The results of the explosion measurement experiment clearly show that the bare polyimide FBG is more sensitive and accurate than the encapsulated optical fiber sensors. Polyimide FBGs are practical and suitable for surface strain measurement even in some strict and difficult experiments.

5. Conclusions

A new method is proposed with polyimide FBGs for surface strain measurement. Several conclusions were drawn and are given as follows:

(1) When mounted on the surface of the substrate, polyimide FBGs should be bonded to the substrate by adhesive first, and then covered by epoxy resin. Solidified epoxy can provide enough protection for polyimide FBGs.

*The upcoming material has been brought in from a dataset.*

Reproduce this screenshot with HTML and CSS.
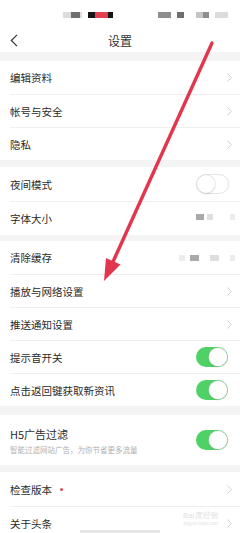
FILE: index.html
```html
<!DOCTYPE html>
<html lang="zh">
<head>
<meta charset="utf-8">
<link rel="stylesheet" href="styles.css">
</head>
<body>
<div class="page">
  <div class="status">
    <span class="blk w8 c-l"></span><span class="blk w9 c-d"></span><span class="blk w2 c-l"></span>
    <span class="blk w7 c-k ml6"></span><span class="blk w13 c-r"></span><span class="blk w5 c-k"></span>
    <span class="blk w13 c-m ml45"></span>
    <span class="blk w7 c-d ml6"></span>
    <span class="blk w7 c-ll ml12"></span><span class="blk w6 c-m"></span>
    <span class="blk w13 c-l ml6"></span>
  </div>
  <div class="nav">
    <svg class="back" width="8" height="13" viewBox="0 0 8 13"><path d="M7 0.8 L1.3 6.5 L7 12.2" fill="none" stroke="#333" stroke-width="1.2"/></svg>
    <div class="title">设置</div>
    <div></div>
  </div>

  <div class="group g-top9">
    <div class="row"><div class="inner"><span class="label">编辑资料</span><svg class="chev" width="5" height="9" viewBox="0 0 5 9"><path d="M0.5 0.5 L4.3 4.5 L0.5 8.5" fill="none" stroke="#cfcfcf" stroke-width="1"/></svg></div></div>
    <div class="row"><div class="inner"><span class="label">帐号与安全</span><svg class="chev" width="5" height="9" viewBox="0 0 5 9"><path d="M0.5 0.5 L4.3 4.5 L0.5 8.5" fill="none" stroke="#cfcfcf" stroke-width="1"/></svg></div></div>
    <div class="row"><div class="inner"><span class="label">隐私</span><svg class="chev" width="5" height="9" viewBox="0 0 5 9"><path d="M0.5 0.5 L4.3 4.5 L0.5 8.5" fill="none" stroke="#cfcfcf" stroke-width="1"/></svg></div></div>
  </div>

  <div class="group g-top7">
    <div class="row tall"><div class="inner"><span class="label">夜间模式</span><span class="toggle off"><span class="knob"></span></span></div></div>
    <div class="row tall"><div class="inner"><span class="label">字体大小</span>
      <span class="vals"><span class="blk w8 c-m2"></span><span class="blk w3 c-w"></span><span class="blk w6 c-ll2"></span><span class="blk w17 c-w"></span><span class="blk w5 c-l2"></span></span>
    </div></div>
  </div>

  <div class="group g-top6">
    <div class="row"><div class="inner"><span class="label">清除缓存</span>
      <span class="vals cache"><span class="blk w6 c-l2"></span><span class="blk w5 c-w"></span><span class="blk w9 c-m2"></span><span class="blk w11 c-w"></span><span class="blk w9 c-ll2"></span><span class="blk w11 c-w"></span><span class="blk w5 c-l2"></span></span>
    </div></div>
    <div class="row"><div class="inner"><span class="label">播放与网络设置</span><svg class="chev" width="5" height="9" viewBox="0 0 5 9"><path d="M0.5 0.5 L4.3 4.5 L0.5 8.5" fill="none" stroke="#cfcfcf" stroke-width="1"/></svg></div></div>
    <div class="row"><div class="inner"><span class="label">推送通知设置</span><svg class="chev" width="5" height="9" viewBox="0 0 5 9"><path d="M0.5 0.5 L4.3 4.5 L0.5 8.5" fill="none" stroke="#cfcfcf" stroke-width="1"/></svg></div></div>
    <div class="row"><div class="inner"><span class="label">提示音开关</span><span class="toggle on"><span class="knob"></span></span></div></div>
    <div class="row"><div class="inner"><span class="label">点击返回键获取新资讯</span><span class="toggle on"><span class="knob"></span></span></div></div>
  </div>

  <div class="group g-top9">
    <div class="row big"><div class="inner"><div class="twoline"><span class="label">H5广告过滤</span><span class="sub">智能过滤网站广告，为你节省更多流量</span></div><span class="toggle on"><span class="knob"></span></span></div></div>
  </div>

  <div class="group g-top7">
    <div class="row tall"><div class="inner"><span class="label">检查版本<span class="dot"></span></span><svg class="chev" width="5" height="9" viewBox="0 0 5 9"><path d="M0.5 0.5 L4.3 4.5 L0.5 8.5" fill="none" stroke="#cfcfcf" stroke-width="1"/></svg></div></div>
    <div class="row tall"><div class="inner"><span class="label">关于头条</span><svg class="chev" width="5" height="9" viewBox="0 0 5 9"><path d="M0.5 0.5 L4.3 4.5 L0.5 8.5" fill="none" stroke="#cfcfcf" stroke-width="1"/></svg></div></div>
  </div>

  <div class="watermark"><span class="wm1">Bai度经验</span><span class="wm2">jingyan.baidu.com</span></div>
  <div class="homebar"></div>

  <svg class="arrow" width="240" height="533" viewBox="0 0 240 533">
    <line x1="212" y1="43" x2="112" y2="264" stroke="#e2364f" stroke-width="3.4" stroke-linecap="round"/>
    <polygon points="104,281 120.5,264.5 106,258" fill="#e2364f"/>
  </svg>
</div>
</body>
</html>
```

FILE: styles.css
```css
html, body {
  margin: 0;
  padding: 0;
}
body {
  width: 240px;
  height: 533px;
  overflow: hidden;
  background: #f4f4f5;
  font-family: "Noto Sans CJK SC", "Noto Sans", sans-serif;
  color: #2b2b2b;
}
.page {
  position: relative;
  width: 240px;
  height: 533px;
  overflow: hidden;
}
.status {
  height: 26px;
  background: #fff;
  display: flex;
  align-items: flex-start;
  padding-top: 12px;
  padding-left: 63px;
  box-sizing: border-box;
}
.blk {
  display: inline-block;
  height: 6px;
  flex: none;
}
.w2 { width: 2px; } .w3 { width: 3px; } .w5 { width: 5px; } .w6 { width: 6px; }
.w7 { width: 7px; } .w8 { width: 8px; } .w9 { width: 9px; } .w11 { width: 11px; }
.w13 { width: 13px; } .w17 { width: 17px; }
.ml6 { margin-left: 6px; } .ml12 { margin-left: 12px; } .ml45 { margin-left: 45px; }
.c-l { background: #dcdcdc; }
.c-ll { background: #c4c4c4; }
.c-d { background: #6e6e6e; }
.c-m { background: #8e8e8e; }
.c-k { background: #151515; }
.c-r { background: #e4404f; }
.c-w { background: transparent; }
.c-m2 { background: #a9a9a9; }
.c-l2 { background: #ececec; }
.c-ll2 { background: #dedede; }

.nav {
  height: 26px;
  background: #fff;
  display: grid;
  grid-template-columns: 1fr auto 1fr;
  align-items: center;
}
.back {
  margin-left: 10px;
  margin-top: 3px;
}
.title {
  font-size: 12px;
  color: #333;
  margin-top: 3px;
}

.group { background: #fff; }
.g-top9 { margin-top: 9px; }
.g-top7 { margin-top: 7px; }
.g-top6 { margin-top: 6px; }

.row {
  padding-left: 10px;
  height: 33px;
  display: flex;
}
.row.tall { height: 34px; }
.row.big { height: 50px; }
.inner {
  flex: 1;
  display: flex;
  align-items: center;
  justify-content: space-between;
  border-top: 1px solid #efefef;
  padding-right: 8px;
  box-sizing: border-box;
}
.row:first-child .inner { border-top: none; }
.label {
  font-size: 10.5px;
  color: #2b2b2b;
  display: flex;
  align-items: center;
}
.chev { flex: none; }
.toggle {
  position: relative;
  width: 32px;
  height: 20px;
  border-radius: 10px;
  box-sizing: border-box;
  margin-right: 4px;
  flex: none;
}
.toggle.on { background: #4fd166; }
.toggle.off { background: #fff; border: 1px solid #e3e3e3; width: 33px; margin-right: 3px; }
.knob {
  position: absolute;
  top: 1px;
  width: 18px;
  height: 18px;
  border-radius: 50%;
  background: #fff;
  box-shadow: 0 0 0 0.5px #d8d8d8, 0 1px 2px rgba(0,0,0,0.15);
}
.toggle.on .knob { right: 1px; }
.toggle.off .knob { left: 0; top: 0; }
.vals {
  display: flex;
  margin-right: -3px;
  margin-top: -3px;
}
.vals.cache { margin-top: 0; }
.twoline {
  display: flex;
  flex-direction: column;
  gap: 2px;
}
.twoline .label { font-size: 11px; }
.sub {
  font-size: 7.5px;
  color: #b0b0b0;
}
.dot {
  width: 3px;
  height: 3px;
  border-radius: 50%;
  background: #e8474f;
  margin-left: 8px;
}
.watermark {
  position: absolute;
  left: 183px;
  top: 512px;
  display: flex;
  flex-direction: column;
  align-items: center;
  color: #e2e2e2;
  line-height: 1;
}
.wm1 { font-size: 8px; font-family: "Liberation Sans", sans-serif; }
.wm2 { font-size: 4px; margin-top: 1px; }
.homebar {
  position: absolute;
  left: 80px;
  top: 530px;
  width: 80px;
  height: 3px;
  background: #e6e6e6;
}
.arrow {
  position: absolute;
  left: 0;
  top: 0;
  pointer-events: none;
}
```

(2) When mounted to measure strain, polyimide FBGs can produce an average strain transfer ratio of over 95%. It means that polyimide FBGs can indicate the substrate strain variation accurately.

(3) The primary factors that influence the average strain transfer ratio of polyimide FBGs include the shear modulus of the bonding layer and the adhesive thickness between the fiber and substrate. Length bonded to the substrate has little influence when the length is over 3 cm.

(4) Polyimide FBGs can be used in some strict measurements, such as explosion measurement and impact measurement.

(5) Fewer strain transfer layers can increase dynamic response frequency and coupling between FBG and substrate.